2. Wer sind derzeit (Stand: 18. April 2007) für die Dauer welcher Funktionsperiode die zwei stellvertretenden Vorsitzenden des Datenschutzrates?
3. Teilen Sie die Rechtsansicht der SPÖ-Vertreter im Datenschutzrat, dass es sich bei einem Wahlvorschlag: „Der Datenschutzrat möge für die ersten zwei und ein halb Jahre den derzeit 1. stellvertretenden Vorsitzenden des Datenschutzrates, für die darauf folgenden zwei und ein halb Jahre den derzeit 2. stellvertretenden Vorsitzenden zum Vorsitzenden des Datenschutzrates wählen“ um einen mit § 43 Abs. 2 Datenschutzgesetz 2000 rechtskonformen Wahlvorschlag handelt? Wenn nein, warum nicht?

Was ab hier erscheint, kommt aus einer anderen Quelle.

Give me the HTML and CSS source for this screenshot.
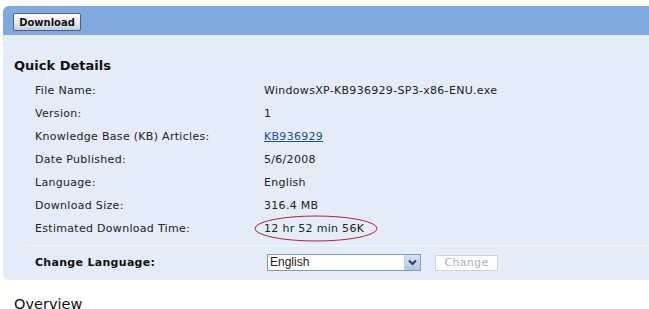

4. Teilen Sie die Ansicht der SPÖ-Vertreter im Datenschutzrat, dass es sich bei einem Wahlvorschlag, „Der Datenschutzrat möge für die ersten zwei und ein halb Jahre den derzeit 1. stellvertretenden Vorsitzenden des Datenschutzrates, für die darauf folgenden zwei und ein halb Jahre den derzeit 2. stellvertretenden Vorsitzenden zum Vorsitzenden des Datenschutzrates wählen“ um eine „gängige Staatspraxis“ handelt? Wenn nein, warum nicht?
5. Was hat man sich in diesem Zusammenhang unter einer sogenannten „gängigen Staatspraxis“ vorzustellen?
6. Kann sich, Ihrer Ansicht nach, eine „gängige Staatspraxis“ contra legem entwickeln? Wenn ja, was werden Sie wann dagegen unternehmen?
7. Welche Maßnahmen werden Sie als Bundeskanzler wann setzen, damit dem beim Bundeskanzleramt eingerichteten Datenschutzrat endlich wieder gesetzeskonform vorgesessen wird?